I'm not sure that variance is technically the right term, so allow me to explain... I'm measuring two data sets at work, looking at the 50th, 90th, and 99th percentile for each data set on a monthly basis. Data set A generally has about 10x as many observations as data set B.
If any of these metrics changes enough in one month for either data set, my bosses want an explanation for why it changed. The threshold they've historically used for whether an explanation is necessary is a 3% delta month-over-month. (For various long reasons, doing an actual statistical significance test is not possible for our circumstances.) This 3% threshold was established when we were only looking at data set A, where anecdotally it seems to be about right. But is now also being applied to data set B. Obviously since data set B has one tenth as many observations, it breaches this threshold much more frequently.
I want to make the case to say something like "data set B has one tenth as many observations, so we should allow for a threshold that is X times larger". I'm just not sure how to determine what X should be.

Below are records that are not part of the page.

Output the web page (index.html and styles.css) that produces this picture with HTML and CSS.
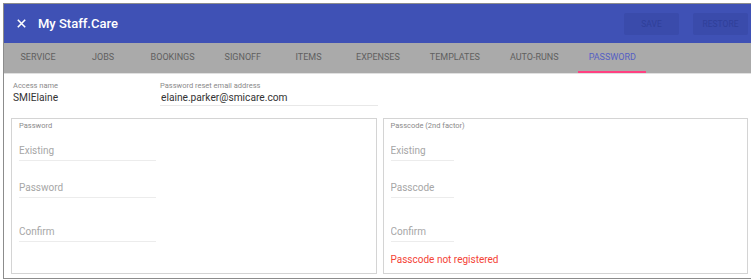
FILE: index.html
```html
<!DOCTYPE html>
<html lang="en">
<head>
    <meta charset="UTF-8">
    <title>My Staff.Care</title>
    <link rel="stylesheet" href="styles.css">
</head>
<body>
<div class="app">
    <header class="toolbar">
        <button class="close" title="Close">
            <svg width="9" height="9" viewBox="0 0 9 9"><path d="M0.8 0.8L8.2 8.2M8.2 0.8L0.8 8.2" stroke="#fff" stroke-width="1.6" fill="none"/></svg>
        </button>
        <span class="title">My Staff.Care</span>
        <span class="spacer"></span>
        <button class="action" disabled>SAVE</button>
        <button class="action" disabled>RESTORE</button>
    </header>

    <nav class="tabs">
        <a class="tab">SERVICE</a>
        <a class="tab">JOBS</a>
        <a class="tab">BOOKINGS</a>
        <a class="tab">SIGNOFF</a>
        <a class="tab">ITEMS</a>
        <a class="tab">EXPENSES</a>
        <a class="tab">TEMPLATES</a>
        <a class="tab">AUTO-RUNS</a>
        <a class="tab active">PASSWORD</a>
    </nav>

    <main class="content">
        <div class="account">
            <div class="access">
                <div class="small-label">Access name</div>
                <div class="access-value">SMIElaine</div>
            </div>
            <div class="email">
                <label class="small-label" for="resetEmail">Password reset email address</label>
                <input class="email-input" id="resetEmail" type="text" value="elaine.parker@smicare.com">
            </div>
        </div>

        <div class="panels">
            <div class="panel">
                <div class="small-label">Password</div>
                <input class="line-input wide first" type="password" placeholder="Existing">
                <input class="line-input wide second" type="password" placeholder="Password">
                <input class="line-input wide third" type="password" placeholder="Confirm">
            </div>
            <div class="panel">
                <div class="small-label">Passcode (2nd factor)</div>
                <input class="line-input narrow first" type="password" placeholder="Existing">
                <input class="line-input narrow second" type="password" placeholder="Passcode">
                <input class="line-input narrow third" type="password" placeholder="Confirm">
                <div class="error">Passcode not registered</div>
            </div>
        </div>
    </main>
</div>
</body>
</html>
```

FILE: styles.css
```css
body {
    margin: 3px;
    font-family: Roboto, "Liberation Sans", Arial, sans-serif;
    background-color: #fff;
    color: #333;
}

.app {
    width: 747px;
    height: 274px;
    border: 1px solid #8c8c8c;
    box-shadow: 1px 1px 1px #c8c8c8;
    display: flex;
    flex-direction: column;
    overflow: hidden;
}

.toolbar {
    height: 39px;
    background-color: #3f51b5;
    display: flex;
    align-items: center;
    padding: 0 3px 0 13px;
    color: #fff;
}
.close {
    background: none;
    border: none;
    padding: 0;
    width: 9px;
    height: 9px;
    display: flex;
    margin-right: 12px;
}
.title {
    font-size: 13px;
    font-weight: 500;
}
.spacer { flex: 1; }
.action {
    width: 55px;
    height: 22px;
    margin-left: 14px;
    border: none;
    border-radius: 2px;
    background-color: #3a4bab;
    color: #2f3f99;
    font-family: inherit;
    font-size: 8.5px;
    padding: 0;
}

.tabs {
    height: 30px;
    background-color: #aaaaaa;
    display: flex;
    padding-left: 6px;
    gap: 9px;
    border-bottom: 1px solid #e0e0e0;
}
.tab {
    min-width: 56px;
    padding: 0 10.5px;
    display: flex;
    align-items: center;
    justify-content: center;
    font-size: 9px;
    color: #606060;
    box-sizing: border-box;
    border-bottom: 2px solid transparent;
}
.tab.active {
    color: #5560c4;
    border-bottom-color: #ff4081;
}

.content {
    flex: 1;
    padding: 4px 3px 4px 7px;
    display: flex;
    flex-direction: column;
}

.account {
    display: flex;
    align-items: flex-end;
    height: 28px;
}
.small-label {
    display: block;
    font-size: 7.5px;
    line-height: 10px;
    color: #8a8a8a;
}
.access {
    width: 147px;
    padding-left: 2px;
    padding-bottom: 2px;
}
.access-value {
    font-size: 10.2px;
    line-height: 13px;
    color: #333;
}
.email {
    width: 218px;
}
.email-input {
    display: block;
    width: 100%;
    box-sizing: border-box;
    border: none;
    border-bottom: 1px solid #e8e8e8;
    padding: 1px 1px 2px;
    font-family: inherit;
    font-size: 10.2px;
    color: #333;
    outline: none;
}

.panels {
    flex: 1;
    margin-top: 12px;
    display: grid;
    grid-template-columns: 1fr 1fr;
    gap: 6px;
}
.panel {
    border: 1.5px solid #d4d4d4;
    padding: 2px 7px;
    display: flex;
    flex-direction: column;
    align-items: flex-start;
}
.line-input {
    border: none;
    border-bottom: 1px solid #ececec;
    padding: 0 0 2px;
    height: 18px;
    box-sizing: border-box;
    font-family: inherit;
    font-size: 10px;
    color: #333;
    outline: none;
    background: none;
}
.line-input::placeholder { color: #a6a6a6; }
.line-input.wide { width: 137px; }
.line-input.narrow { width: 63px; }
.line-input.first { margin-top: 12px; }
.line-input.second { margin-top: 19px; }
.line-input.third { margin-top: 26px; }
.error {
    margin-top: 12px;
    font-size: 10px;
    color: #f44336;
}
```
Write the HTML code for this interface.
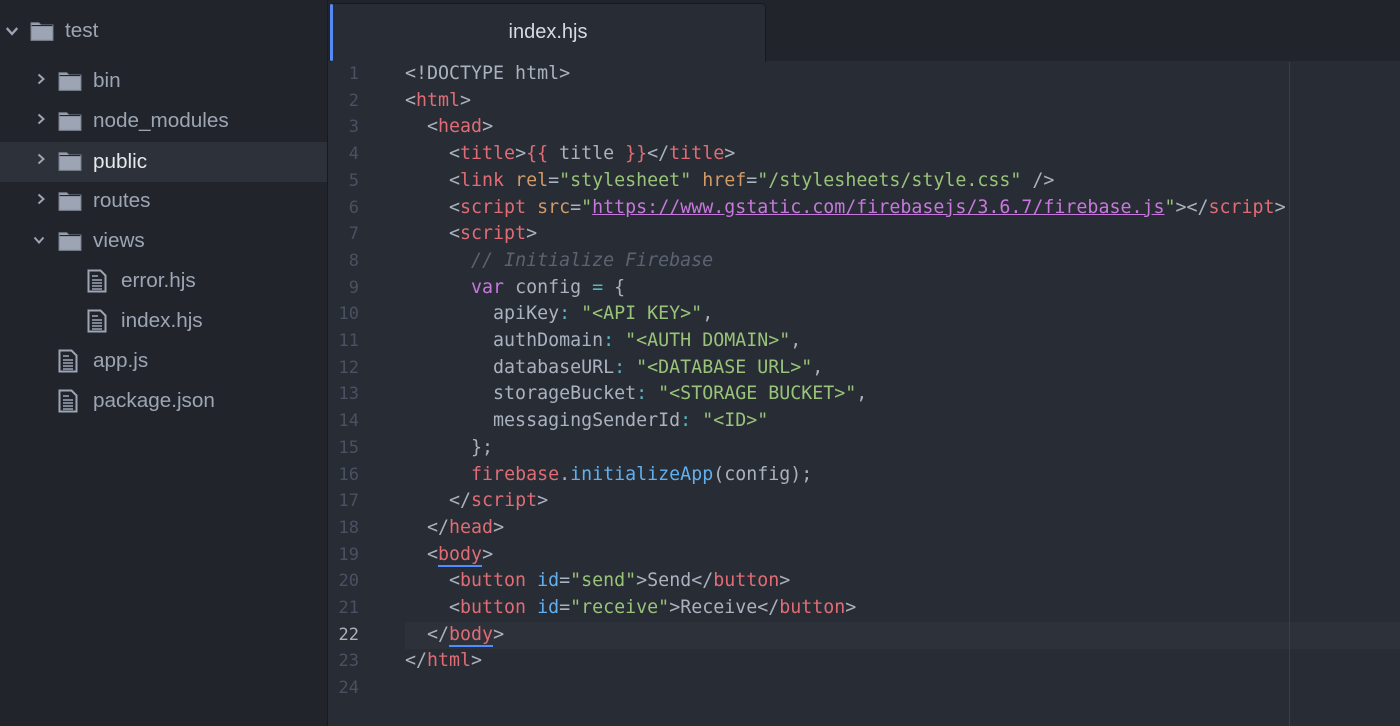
<!DOCTYPE html>
<html><head><style>
*{margin:0;padding:0;box-sizing:border-box}
body{width:1400px;height:726px;background:#282c34;overflow:hidden;position:relative;font-family:"Liberation Sans",sans-serif}
#side{position:absolute;left:0;top:0;width:328px;height:726px;background:#21252b;border-right:1px solid #181a1f}
.row{position:absolute;left:0;width:327px;height:40px;color:#9da5b4;font-size:20.7px;line-height:40px}
.row span{position:absolute}
.row svg{position:absolute}
.sel{background:#2c313a;color:#e6e8ec}
#tabbar{position:absolute;left:328px;top:0;width:1072px;height:61px;background:#21252b}
#tab{position:absolute;left:330px;top:3px;width:436px;height:59px;background:#282c34;border-radius:4px 4px 0 0;border:1px solid #181a1f;border-bottom:none;color:#d7dae0;font-size:20px;text-align:center;line-height:56px}
#tab:before{content:"";position:absolute;left:-1px;top:0;width:3px;height:57px;background:#568af2;border-radius:2px}
.ln{position:absolute;left:330px;width:29px;text-align:right;color:#495162;font-family:"DejaVu Sans Mono",monospace;font-size:17px}
.cl{position:absolute;left:405px;white-space:pre;color:#abb2bf;font-family:"DejaVu Sans Mono","Liberation Mono",monospace;font-size:18.3px}
.t{color:#e06c75}.a{color:#d19a66}.s{color:#98c379}.k{color:#c678dd}.c{color:#5c6370;font-style:italic}.f{color:#61afef}.p{color:#56b6c2}
.u{color:#c678dd;text-decoration:underline}
.m{border-bottom:2px solid #528bff}
</style></head><body>
<div id="side">
<svg width="0" height="0" style="position:absolute"><defs>
<symbol id="fold" viewBox="0 0 22 20"><path d="M1 2.5h7l2 2h11v14H1z" fill="#9da5b4" stroke="#7f8694" stroke-width="1"/><path d="M1.5 5h19" stroke="#21252b" stroke-width="1"/></symbol>
<symbol id="file" viewBox="0 0 20 24"><path d="M1.5 1.5h12l5 5v16h-17z" fill="none" stroke="#9da5b4" stroke-width="2"/><path d="M5 7h6M5 11h10M5 14h10M5 17h10M5 20h10" stroke="#9da5b4" stroke-width="1.6"/></symbol>
<symbol id="cr" viewBox="0 0 12 12"><path d="M3.5 1.5l5 4.5-5 4.5" fill="none" stroke="#9da5b4" stroke-width="2"/></symbol>
<symbol id="cd" viewBox="0 0 12 12"><path d="M1.5 3.5l4.5 5 4.5-5" fill="none" stroke="#9da5b4" stroke-width="2"/></symbol>
</defs></svg>
<div class="row" style="top:11px"><svg style="left:5px;top:13px" width="14" height="14"><use href="#cd"/></svg><svg style="left:30px;top:9px" width="24" height="22"><use href="#fold"/></svg><span style="left:65px">test</span></div>
<div class="row" style="top:61px"><svg style="left:35px;top:12px" width="12" height="12"><use href="#cr"/></svg><svg style="left:58px;top:9px" width="24" height="22"><use href="#fold"/></svg><span style="left:93px">bin</span></div>
<div class="row" style="top:101px"><svg style="left:35px;top:12px" width="12" height="12"><use href="#cr"/></svg><svg style="left:58px;top:9px" width="24" height="22"><use href="#fold"/></svg><span style="left:93px">node_modules</span></div>
<div class="row sel" style="top:142px"><svg style="left:35px;top:11px" width="12" height="12"><use href="#cr"/></svg><svg style="left:58px;top:8px" width="24" height="22"><use href="#fold"/></svg><span style="left:93px">public</span></div>
<div class="row" style="top:181px"><svg style="left:35px;top:12px" width="12" height="12"><use href="#cr"/></svg><svg style="left:58px;top:9px" width="24" height="22"><use href="#fold"/></svg><span style="left:93px">routes</span></div>
<div class="row" style="top:221px"><svg style="left:33px;top:13px" width="12" height="12"><use href="#cd"/></svg><svg style="left:58px;top:9px" width="24" height="22"><use href="#fold"/></svg><span style="left:93px">views</span></div>
<div class="row" style="top:261px"><svg style="left:87px;top:8px" width="20" height="24"><use href="#file"/></svg><span style="left:121px">error.hjs</span></div>
<div class="row" style="top:301px"><svg style="left:87px;top:8px" width="20" height="24"><use href="#file"/></svg><span style="left:121px">index.hjs</span></div>
<div class="row" style="top:341px"><svg style="left:58px;top:8px" width="20" height="24"><use href="#file"/></svg><span style="left:93px">app.js</span></div>
<div class="row" style="top:381px"><svg style="left:58px;top:8px" width="20" height="24"><use href="#file"/></svg><span style="left:93px">package.json</span></div>
</div>
<div id="tabbar"></div>
<div id="tab">index.hjs</div>
<div style="position:absolute;left:405px;top:622px;width:995px;height:27px;background:#2c313a"></div>
<div style="position:absolute;left:1289px;top:62px;width:1px;height:664px;background:#3b4048"></div>
<div id="code"></div>
<script>
var L=[
'&lt;!DOCTYPE html&gt;',
'&lt;<span class="t">html</span>&gt;',
'  &lt;<span class="t">head</span>&gt;',
'    &lt;<span class="t">title</span>&gt;<span class="t">{{</span> title <span class="t">}}</span>&lt;/<span class="t">title</span>&gt;',
'    &lt;<span class="t">link</span> <span class="a">rel</span>=<span class="s">"stylesheet"</span> <span class="a">href</span>=<span class="s">"/stylesheets/style.css"</span> /&gt;',
'    &lt;<span class="t">script</span> <span class="a">src</span>=<span class="s">"</span><span class="u">https://www.gstatic.com/firebasejs/3.6.7/firebase.js</span><span class="s">"</span>&gt;&lt;/<span class="t">script</span>&gt;',
'    &lt;<span class="t">script</span>&gt;',
'      <span class="c">// Initialize Firebase</span>',
'      <span class="k">var</span> config <span class="p">=</span> {',
'        apiKey<span class="p">:</span> <span class="s">"&lt;API KEY&gt;"</span>,',
'        authDomain<span class="p">:</span> <span class="s">"&lt;AUTH DOMAIN&gt;"</span>,',
'        databaseURL<span class="p">:</span> <span class="s">"&lt;DATABASE URL&gt;"</span>,',
'        storageBucket<span class="p">:</span> <span class="s">"&lt;STORAGE BUCKET&gt;"</span>,',
'        messagingSenderId<span class="p">:</span> <span class="s">"&lt;ID&gt;"</span>',
'      };',
'      <span class="t">firebase</span>.<span class="f">initializeApp</span>(config);',
'    &lt;/<span class="t">script</span>&gt;',
'  &lt;/<span class="t">head</span>&gt;',
'  &lt;<span class="t m">body</span>&gt;',
'    &lt;<span class="t">button</span> <span class="f">id</span>=<span class="s">"send"</span>&gt;Send&lt;/<span class="t">button</span>&gt;',
'    &lt;<span class="t">button</span> <span class="f">id</span>=<span class="s">"receive"</span>&gt;Receive&lt;/<span class="t">button</span>&gt;',
'  &lt;/<span class="t m">body</span>&gt;',
'&lt;/<span class="t">html</span>&gt;',
''];
var h='';
for(var i=0;i<24;i++){var y=63+i*26.7;
h+='<div class="ln" style="top:'+(y+1)+'px;'+(i==21?'color:#abb2bf':'')+'">'+(i+1)+'</div>';
h+='<div class="cl" style="top:'+y+'px">'+L[i]+'</div>';}
document.getElementById('code').innerHTML=h;
</script>
</body></html>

I have this vague intuitive sense from old stats classes that it should be proportional to sqrt(N), i.e. if data set A is allowed to vary up to 3% from month to month, then data set B should be allowed to vary by up to 3% * sqrt(10) =~ 9.5% per month.
My question is: Am I right? And regardless of whether I'm right, what's the actual statistical argument for whatever the right answer is? How much should data set B be allowed to vary assuming that we allow data set A to vary by 3%?